2025-12-14 01:21:14 -06:00 · 2022-09-14 11:49:22 -07:00
parent d9b345ffd9
commit b21f64de8a
5 changed files with 178 additions and 179 deletions
--- a/src/documents/barcodes.py
+++ b/src/documents/barcodes.py
@@ -3,13 +3,15 @@ import os
 import shutil
 import tempfile
 from functools import lru_cache
-from typing import List  # for type hinting.
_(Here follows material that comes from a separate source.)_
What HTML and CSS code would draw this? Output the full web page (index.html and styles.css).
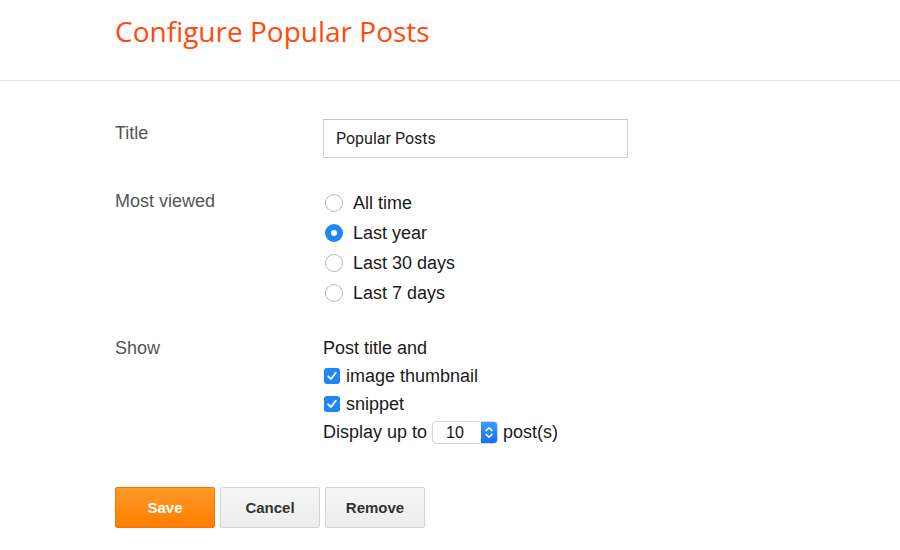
FILE: index.html
```html
<!DOCTYPE html>
<html>
<head>
<meta charset="utf-8">
<link rel="stylesheet" href="styles.css">
</head>
<body>
<header class="header">
  <h1 class="page-title">Configure Popular Posts</h1>
</header>
<main class="form">
  <div class="row row-title">
    <div class="label">Title</div>
    <div class="field">
      <div class="text-input">Popular Posts</div>
    </div>
  </div>
  <div class="row row-viewed">
    <div class="label">Most viewed</div>
    <div class="field options">
      <div class="option"><span class="radio"></span>All time</div>
      <div class="option"><span class="radio checked"></span>Last year</div>
      <div class="option"><span class="radio"></span>Last 30 days</div>
      <div class="option"><span class="radio"></span>Last 7 days</div>
    </div>
  </div>
  <div class="row row-show">
    <div class="label">Show</div>
    <div class="field show-list">
      <div class="show-line">Post title and</div>
      <div class="show-line"><span class="checkbox"><svg viewBox="0 0 16 16" width="16" height="16"><path d="M4.2 8.3 L7 11 L11.8 4.8" fill="none" stroke="#fff" stroke-width="1.8" stroke-linecap="round" stroke-linejoin="round"/></svg></span>image thumbnail</div>
      <div class="show-line"><span class="checkbox"><svg viewBox="0 0 16 16" width="16" height="16"><path d="M4.2 8.3 L7 11 L11.8 4.8" fill="none" stroke="#fff" stroke-width="1.8" stroke-linecap="round" stroke-linejoin="round"/></svg></span>snippet</div>
      <div class="show-line">Display up to
        <span class="select"><span class="select-value">10</span><span class="select-arrows"><svg viewBox="0 0 16 24" width="16" height="23"><path d="M5 10 L8 7 L11 10 M5 14 L8 17 L11 14" fill="none" stroke="#fff" stroke-width="1.6" stroke-linecap="round" stroke-linejoin="round"/></svg></span></span>
        post(s)</div>
    </div>
  </div>
  <div class="buttons">
    <button class="btn btn-primary">Save</button>
    <button class="btn">Cancel</button>
    <button class="btn">Remove</button>
  </div>
</main>
</body>
</html>
```
FILE: styles.css
```css
html, body {
  margin: 0;
  padding: 0;
  background: #fff;
}
body {
  font-family: "Liberation Sans", Arial, sans-serif;
  color: #222;
}
.header {
  height: 81px;
  border-bottom: 1px solid #e5e5e5;
  padding-left: 115px;
  box-sizing: border-box;
}
.page-title {
  margin: 0;
  padding-top: 12px;
  font-family: "Open Sans", sans-serif;
  font-weight: 400;
  font-size: 28px;
  line-height: 38px;
  color: #ff4b0a;
}
.form {
  padding-left: 115px;
  padding-top: 38px;
}
.row {
  display: flex;
}
.label {
  width: 208px;
  font-size: 18px;
  color: #555;
  line-height: 28px;
}
.text-input {
  width: 305px;
  height: 39px;
  box-sizing: border-box;
  border: 1px solid #d0d0d0;
  border-top-color: #c4c4c4;
  font-family: Roboto, sans-serif;
  font-size: 16px;
  color: #222;
  line-height: 38px;
  padding-left: 12px;
}
.row-viewed {
  margin-top: 30px;
}
.row-viewed .label {
  line-height: 26px;
}
.options {
  display: flex;
  flex-direction: column;
}
.option {
  height: 30px;
  display: flex;
  align-items: center;
  font-size: 18px;
  color: #1a1a1a;
}
.radio {
  width: 18px;
  height: 18px;
  box-sizing: border-box;
  border-radius: 50%;
  border: 1px solid #b8b8b8;
  background: #fff;
  margin-left: 2px;
  margin-right: 10px;
  position: relative;
}
.radio.checked {
  border: none;
  background: #1f86f8;
}
.radio.checked::after {
  content: "";
  position: absolute;
  left: 6px;
  top: 6px;
  width: 6px;
  height: 6px;
  border-radius: 50%;
  background: #fff;
}
.row-show {
  margin-top: 26px;
}
.show-list {
  display: flex;
  flex-direction: column;
}
.show-line {
  height: 28px;
  display: flex;
  align-items: center;
  font-size: 18px;
  color: #1a1a1a;
}
.checkbox {
  width: 16px;
  height: 16px;
  border-radius: 3px;
  background: #1f86f8;
  margin-left: 1px;
  margin-right: 6px;
  display: flex;
}
.select {
  display: inline-flex;
  margin: 0 5px 0 5px;
  height: 23px;
  border: 1px solid #d6d6d6;
  border-radius: 4px;
  overflow: hidden;
  box-sizing: border-box;
  background: #fff;
}
.select-value {
  width: 48px;
  font-size: 16px;
  line-height: 21px;
  padding-left: 13px;
  box-sizing: border-box;
  color: #111;
}
.select-arrows {
  width: 16px;
  background: linear-gradient(#3d9bff, #1170f5);
  display: flex;
  align-items: center;
  justify-content: center;
}
.select-arrows svg {
  display: block;
}
.buttons {
  display: flex;
  gap: 5px;
  margin-top: 41px;
}
.btn {
  width: 100px;
  height: 41px;
  font-family: "Liberation Sans", Arial, sans-serif;
  font-weight: 700;
  font-size: 15px;
  color: #333;
  background: linear-gradient(#f6f6f6, #ececec);
  border: 1px solid #d4d4d4;
  border-radius: 2px;
  padding: 0;
}
.btn-primary {
  color: #fff;
  background: linear-gradient(#ff9a2a, #ff7c00);
  border-color: #f07700;
}
```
Can be removed, if only Python >3.8 is used
+from typing import List
+from typing import Optional
+from typing import Tuple

 import magic
 from django.conf import settings
-from pdf2image import convert_from_path
 from pikepdf import Page
 from pikepdf import Pdf
+from pikepdf import PdfImage
 from PIL import Image
 from PIL import ImageSequence
 from pyzbar import pyzbar
@@ -32,7 +34,7 @@ def supported_file_type(mime_type) -> bool:
    return mime_type in supported_mime


-def barcode_reader(image) -> List[str]:
+def barcode_reader(image: Image) -> List[str]:
    """
    Read any barcodes contained in image
    Returns a list containing all found barcodes
@@ -99,21 +101,39 @@ def convert_from_tiff_to_pdf(filepath: str) -> str:
    return newpath


-def scan_file_for_separating_barcodes(filepath: str) -> List[int]:
+def scan_file_for_separating_barcodes(filepath: str) -> Tuple[Optional[str], List[int]]:
    """
    Scan the provided pdf file for page separating barcodes
-    Returns a list of pagenumbers, which separate the file
+    Returns a the PDF filepath and a list of pagenumbers,
+    which separate the file into new files
    """
+
    separator_page_numbers = []
-    separator_barcode = str(settings.CONSUMER_BARCODE_STRING)
-    # use a temporary directory in case the file os too big to handle in memory
-    with tempfile.TemporaryDirectory() as path:
-        pages_from_path = convert_from_path(filepath, output_folder=path)
-        for current_page_number, page in enumerate(pages_from_path):
-            current_barcodes = barcode_reader(page)
-            if separator_barcode in current_barcodes:
-                separator_page_numbers.append(current_page_number)
-    return separator_page_numbers
+    pdf_filepath = None
+
+    mime_type = get_file_mime_type(filepath)
+
+    if supported_file_type(mime_type):
+        pdf_filepath = filepath
+        if mime_type == "image/tiff":
+            pdf_filepath = convert_from_tiff_to_pdf(filepath)
+
+        pdf = Pdf.open(pdf_filepath)
+
+        for page_num, page in enumerate(pdf.pages):
+            for image_key in page.images:
+                pdfimage = PdfImage(page.images[image_key])
+                pillow_img = pdfimage.as_pil_image()
+
+                detected_barcodes = barcode_reader(pillow_img)
+
+                if settings.CONSUMER_BARCODE_STRING in detected_barcodes:
+                    separator_page_numbers.append(page_num)
+    else:
+        logger.warning(
+            f"Unsupported file format for barcode reader: {str(mime_type)}",
+        )
+    return pdf_filepath, separator_page_numbers


 def separate_pages(filepath: str, pages_to_split_on: List[int]) -> List[str]: